TO DO: Wherever a line holds the string "components", copy that line.

GIVEN INFORMATION:
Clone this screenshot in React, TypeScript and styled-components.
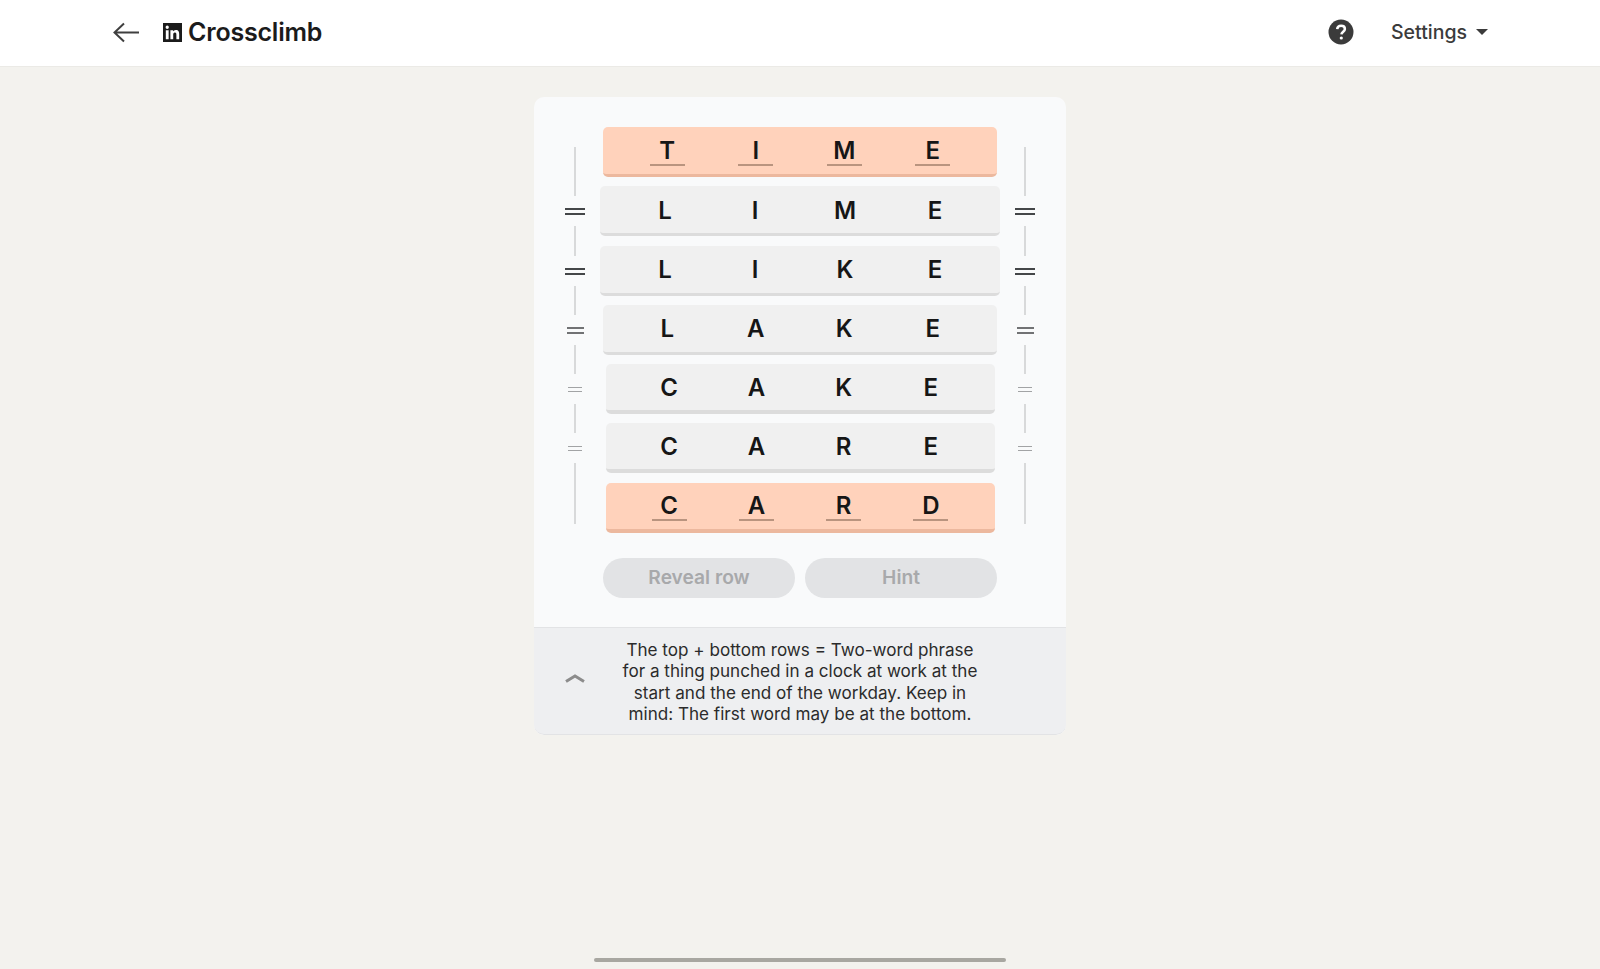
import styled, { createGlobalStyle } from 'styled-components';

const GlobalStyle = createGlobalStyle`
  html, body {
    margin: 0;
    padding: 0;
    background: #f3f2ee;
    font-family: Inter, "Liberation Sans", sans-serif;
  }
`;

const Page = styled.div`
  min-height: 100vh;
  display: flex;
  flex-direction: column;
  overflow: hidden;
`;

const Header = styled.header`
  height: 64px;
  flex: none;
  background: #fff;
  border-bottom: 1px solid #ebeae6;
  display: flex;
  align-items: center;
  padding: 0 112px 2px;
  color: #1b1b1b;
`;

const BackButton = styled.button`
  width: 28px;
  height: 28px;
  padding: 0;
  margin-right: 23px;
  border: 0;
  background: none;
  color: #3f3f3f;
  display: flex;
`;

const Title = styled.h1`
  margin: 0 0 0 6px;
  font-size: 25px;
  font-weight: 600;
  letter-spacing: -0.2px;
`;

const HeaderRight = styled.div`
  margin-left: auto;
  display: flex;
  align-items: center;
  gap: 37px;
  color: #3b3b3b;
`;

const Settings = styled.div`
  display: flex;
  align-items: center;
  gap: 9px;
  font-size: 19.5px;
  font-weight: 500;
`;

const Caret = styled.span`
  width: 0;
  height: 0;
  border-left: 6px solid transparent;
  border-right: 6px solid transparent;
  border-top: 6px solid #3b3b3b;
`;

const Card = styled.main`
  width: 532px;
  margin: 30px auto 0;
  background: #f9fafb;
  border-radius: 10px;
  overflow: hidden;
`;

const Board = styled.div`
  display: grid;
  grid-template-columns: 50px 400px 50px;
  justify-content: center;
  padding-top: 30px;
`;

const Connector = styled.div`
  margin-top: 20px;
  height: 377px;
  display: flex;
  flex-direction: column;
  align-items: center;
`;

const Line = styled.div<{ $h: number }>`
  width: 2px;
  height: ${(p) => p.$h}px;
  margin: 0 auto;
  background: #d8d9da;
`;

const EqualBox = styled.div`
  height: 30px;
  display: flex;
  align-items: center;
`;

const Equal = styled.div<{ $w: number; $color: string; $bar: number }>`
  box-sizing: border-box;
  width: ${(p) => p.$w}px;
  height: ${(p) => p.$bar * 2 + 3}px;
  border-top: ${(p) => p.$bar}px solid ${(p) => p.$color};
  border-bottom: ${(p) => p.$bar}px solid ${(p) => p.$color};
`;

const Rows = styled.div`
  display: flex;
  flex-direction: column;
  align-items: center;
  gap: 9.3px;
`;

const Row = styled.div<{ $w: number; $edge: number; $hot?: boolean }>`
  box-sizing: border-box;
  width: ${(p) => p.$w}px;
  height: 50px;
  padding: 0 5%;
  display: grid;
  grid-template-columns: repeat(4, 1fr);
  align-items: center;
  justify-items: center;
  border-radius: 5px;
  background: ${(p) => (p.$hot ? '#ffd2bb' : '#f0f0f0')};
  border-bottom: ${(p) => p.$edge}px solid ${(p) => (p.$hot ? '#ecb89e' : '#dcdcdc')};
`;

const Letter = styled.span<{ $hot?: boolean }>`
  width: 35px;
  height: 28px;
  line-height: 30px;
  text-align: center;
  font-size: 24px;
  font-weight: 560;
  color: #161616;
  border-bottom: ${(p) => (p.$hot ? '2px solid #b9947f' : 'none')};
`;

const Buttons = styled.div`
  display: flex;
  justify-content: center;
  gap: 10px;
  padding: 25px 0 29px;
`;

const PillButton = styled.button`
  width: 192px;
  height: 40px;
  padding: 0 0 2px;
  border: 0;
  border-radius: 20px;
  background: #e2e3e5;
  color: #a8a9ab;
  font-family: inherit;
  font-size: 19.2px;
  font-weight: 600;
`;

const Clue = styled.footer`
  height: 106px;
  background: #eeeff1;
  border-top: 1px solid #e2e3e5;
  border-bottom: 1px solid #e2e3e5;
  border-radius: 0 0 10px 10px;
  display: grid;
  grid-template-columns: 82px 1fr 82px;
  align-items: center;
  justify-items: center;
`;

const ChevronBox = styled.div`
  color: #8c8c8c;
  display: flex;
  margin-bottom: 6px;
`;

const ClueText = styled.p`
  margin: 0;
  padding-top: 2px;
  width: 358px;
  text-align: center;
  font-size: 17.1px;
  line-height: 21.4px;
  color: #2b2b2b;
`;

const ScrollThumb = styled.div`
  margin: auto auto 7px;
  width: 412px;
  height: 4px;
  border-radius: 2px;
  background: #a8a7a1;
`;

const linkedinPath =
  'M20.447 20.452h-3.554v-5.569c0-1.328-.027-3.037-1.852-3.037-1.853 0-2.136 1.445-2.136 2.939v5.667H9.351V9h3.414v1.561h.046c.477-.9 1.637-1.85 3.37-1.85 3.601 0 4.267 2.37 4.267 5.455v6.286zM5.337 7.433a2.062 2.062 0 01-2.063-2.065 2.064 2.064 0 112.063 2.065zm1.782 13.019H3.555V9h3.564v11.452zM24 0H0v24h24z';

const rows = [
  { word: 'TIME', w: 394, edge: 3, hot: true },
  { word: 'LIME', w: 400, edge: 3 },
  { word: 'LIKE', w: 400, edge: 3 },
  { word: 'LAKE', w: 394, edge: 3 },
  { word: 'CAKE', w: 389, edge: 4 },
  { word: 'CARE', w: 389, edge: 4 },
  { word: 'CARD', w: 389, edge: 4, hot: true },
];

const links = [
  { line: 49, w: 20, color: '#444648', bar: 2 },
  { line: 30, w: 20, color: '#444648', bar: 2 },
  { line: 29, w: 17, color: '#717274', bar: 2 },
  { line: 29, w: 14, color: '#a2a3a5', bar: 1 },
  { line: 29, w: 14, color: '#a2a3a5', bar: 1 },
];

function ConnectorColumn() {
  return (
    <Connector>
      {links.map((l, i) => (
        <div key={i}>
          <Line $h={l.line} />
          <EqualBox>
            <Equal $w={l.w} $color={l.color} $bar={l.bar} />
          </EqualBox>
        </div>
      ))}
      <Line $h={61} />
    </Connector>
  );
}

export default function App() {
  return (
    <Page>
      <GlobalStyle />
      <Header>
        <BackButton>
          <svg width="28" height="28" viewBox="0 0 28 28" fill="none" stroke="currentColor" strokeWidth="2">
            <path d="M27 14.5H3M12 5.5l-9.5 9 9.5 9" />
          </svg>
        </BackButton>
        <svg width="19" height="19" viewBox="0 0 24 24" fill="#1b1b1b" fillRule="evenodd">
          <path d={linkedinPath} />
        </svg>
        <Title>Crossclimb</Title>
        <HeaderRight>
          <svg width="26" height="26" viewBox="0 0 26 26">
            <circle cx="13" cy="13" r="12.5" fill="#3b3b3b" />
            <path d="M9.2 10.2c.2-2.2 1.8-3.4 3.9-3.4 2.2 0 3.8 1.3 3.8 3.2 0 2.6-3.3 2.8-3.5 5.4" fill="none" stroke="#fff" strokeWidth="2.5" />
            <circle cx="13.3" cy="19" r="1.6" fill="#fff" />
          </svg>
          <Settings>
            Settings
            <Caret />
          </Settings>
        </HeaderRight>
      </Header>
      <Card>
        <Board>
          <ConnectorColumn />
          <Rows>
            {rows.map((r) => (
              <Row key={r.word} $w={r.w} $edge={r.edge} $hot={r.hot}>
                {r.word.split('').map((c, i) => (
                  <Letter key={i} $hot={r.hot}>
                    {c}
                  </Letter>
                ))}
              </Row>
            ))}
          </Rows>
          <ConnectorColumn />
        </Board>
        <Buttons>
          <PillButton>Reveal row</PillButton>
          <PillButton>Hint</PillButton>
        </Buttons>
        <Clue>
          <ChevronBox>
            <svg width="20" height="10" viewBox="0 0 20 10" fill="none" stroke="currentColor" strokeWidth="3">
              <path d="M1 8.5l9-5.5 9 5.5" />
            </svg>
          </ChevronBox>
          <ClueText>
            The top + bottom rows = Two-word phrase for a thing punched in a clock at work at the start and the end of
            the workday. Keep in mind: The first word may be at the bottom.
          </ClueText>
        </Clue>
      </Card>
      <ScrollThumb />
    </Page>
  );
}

SOLUTION FOR THIS TASK:
Clone this screenshot in React, TypeScript and styled-components.
import styled, { createGlobalStyle } from 'styled-components';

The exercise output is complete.